Ohne den Unfall hätte sie nach einem Start bei den Olympischen Spielen von Athen aufgehört. Die deutsche Mannschaft hatte sich zwar nicht qualifiziert, aber Katja Abel hätte einen Einzelstartplatz ergattern können. Doch es kam anders.

„Was für ein komisches Jahr, dieses 2004“, sagt sie rückblickend, „erst stirbt ein ukrainischer Nationalturner bei einem Autounfall, dann passiert mir das, und schließlich Ronny Ziesmer.“ Ziesmer ist nach einer missglückten Landung querschnittsgelähmt. Abel hat ihn mehrmals besucht. Sie haben sich gegenseitig Mut gemacht.

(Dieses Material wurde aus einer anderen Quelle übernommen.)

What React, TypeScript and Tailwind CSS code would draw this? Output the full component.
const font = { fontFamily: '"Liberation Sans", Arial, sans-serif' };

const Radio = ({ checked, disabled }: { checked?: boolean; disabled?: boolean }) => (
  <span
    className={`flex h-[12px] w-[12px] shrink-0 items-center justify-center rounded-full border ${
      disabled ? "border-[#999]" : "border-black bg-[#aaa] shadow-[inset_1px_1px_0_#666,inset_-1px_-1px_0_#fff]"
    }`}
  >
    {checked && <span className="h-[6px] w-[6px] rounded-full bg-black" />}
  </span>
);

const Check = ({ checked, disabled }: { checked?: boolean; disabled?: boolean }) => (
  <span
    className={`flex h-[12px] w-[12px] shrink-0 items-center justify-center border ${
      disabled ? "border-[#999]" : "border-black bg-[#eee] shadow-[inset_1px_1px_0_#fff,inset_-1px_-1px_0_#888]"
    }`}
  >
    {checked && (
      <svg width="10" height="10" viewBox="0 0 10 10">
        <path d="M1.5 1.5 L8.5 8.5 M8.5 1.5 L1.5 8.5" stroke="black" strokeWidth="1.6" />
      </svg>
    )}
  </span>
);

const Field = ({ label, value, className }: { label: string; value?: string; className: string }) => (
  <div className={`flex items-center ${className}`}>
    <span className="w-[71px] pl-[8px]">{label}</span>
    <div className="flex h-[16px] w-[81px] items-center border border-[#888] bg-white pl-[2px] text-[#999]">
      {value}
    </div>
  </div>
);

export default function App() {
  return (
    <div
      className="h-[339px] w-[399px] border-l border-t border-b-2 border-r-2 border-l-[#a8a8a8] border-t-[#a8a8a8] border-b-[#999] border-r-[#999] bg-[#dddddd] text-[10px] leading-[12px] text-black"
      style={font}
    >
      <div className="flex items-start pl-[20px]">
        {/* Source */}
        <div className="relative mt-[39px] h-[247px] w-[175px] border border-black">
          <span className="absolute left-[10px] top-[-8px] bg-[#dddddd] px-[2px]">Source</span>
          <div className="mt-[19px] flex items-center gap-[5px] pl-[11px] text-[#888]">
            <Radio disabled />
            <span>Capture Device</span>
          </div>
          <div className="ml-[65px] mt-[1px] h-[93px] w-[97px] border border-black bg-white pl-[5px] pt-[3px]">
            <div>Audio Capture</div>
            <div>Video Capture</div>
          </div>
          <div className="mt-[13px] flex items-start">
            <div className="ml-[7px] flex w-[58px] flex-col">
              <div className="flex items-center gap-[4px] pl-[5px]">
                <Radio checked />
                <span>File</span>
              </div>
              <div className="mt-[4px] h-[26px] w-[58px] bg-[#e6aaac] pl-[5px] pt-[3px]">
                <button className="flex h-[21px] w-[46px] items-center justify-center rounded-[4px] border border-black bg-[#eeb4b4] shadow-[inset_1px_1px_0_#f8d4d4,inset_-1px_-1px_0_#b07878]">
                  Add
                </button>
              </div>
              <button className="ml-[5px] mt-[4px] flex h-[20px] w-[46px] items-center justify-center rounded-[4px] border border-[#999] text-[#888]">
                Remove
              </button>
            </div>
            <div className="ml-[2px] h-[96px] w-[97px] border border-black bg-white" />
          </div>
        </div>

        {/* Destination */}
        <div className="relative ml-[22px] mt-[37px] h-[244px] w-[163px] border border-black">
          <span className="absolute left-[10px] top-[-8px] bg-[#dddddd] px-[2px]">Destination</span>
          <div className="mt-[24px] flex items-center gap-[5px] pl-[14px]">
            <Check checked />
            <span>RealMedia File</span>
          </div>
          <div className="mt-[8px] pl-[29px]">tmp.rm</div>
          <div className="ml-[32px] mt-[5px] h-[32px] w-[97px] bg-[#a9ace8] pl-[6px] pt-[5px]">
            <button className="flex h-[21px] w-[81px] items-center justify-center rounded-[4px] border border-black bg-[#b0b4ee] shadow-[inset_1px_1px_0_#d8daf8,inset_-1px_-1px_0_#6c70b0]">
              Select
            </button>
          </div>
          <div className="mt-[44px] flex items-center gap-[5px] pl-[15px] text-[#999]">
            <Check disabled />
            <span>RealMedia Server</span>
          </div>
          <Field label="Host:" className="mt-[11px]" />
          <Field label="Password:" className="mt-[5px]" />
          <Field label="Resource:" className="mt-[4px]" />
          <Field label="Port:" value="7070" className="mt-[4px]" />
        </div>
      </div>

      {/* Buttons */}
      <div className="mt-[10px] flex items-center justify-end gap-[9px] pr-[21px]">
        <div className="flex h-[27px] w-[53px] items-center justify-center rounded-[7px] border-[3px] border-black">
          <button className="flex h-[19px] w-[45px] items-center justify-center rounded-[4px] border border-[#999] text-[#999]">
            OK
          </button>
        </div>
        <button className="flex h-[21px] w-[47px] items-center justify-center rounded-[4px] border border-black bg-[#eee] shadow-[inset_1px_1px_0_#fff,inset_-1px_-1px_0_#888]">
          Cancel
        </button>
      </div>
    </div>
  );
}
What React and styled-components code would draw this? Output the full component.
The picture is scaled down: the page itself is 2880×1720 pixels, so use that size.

Abel, die Hauptgefreite der Bundeswehr-Sportfördergruppe, erzählt, dass sie nun mit einem anderen Gefühl die Turnhalle betritt. „Mein Gefahrenbewusstsein ist gewachsen.“ Anfangs habe sie auch ihre Angst überwinden müssen, dass schon beim kleinsten Sturz ihre Arme brechen. Aber sie hat dann nach ein paar Patzern am Schwebebalken gesehen, dass kein Unglück passiert, wenn sie abrutscht und vom Gerät fällt. „Das war sehr heilsam“, sagt sie. „Man malt sich ja plötzlich Sachen aus, an die man vorher gar nicht gedacht hat.“ Jetzt will sie sachte ihre Form aufbauen und sich langsam wieder mit dem Stufenbarren befassen. Von diesem Gerät ist sie gefallen. Aber sie ist wieder aufgestanden.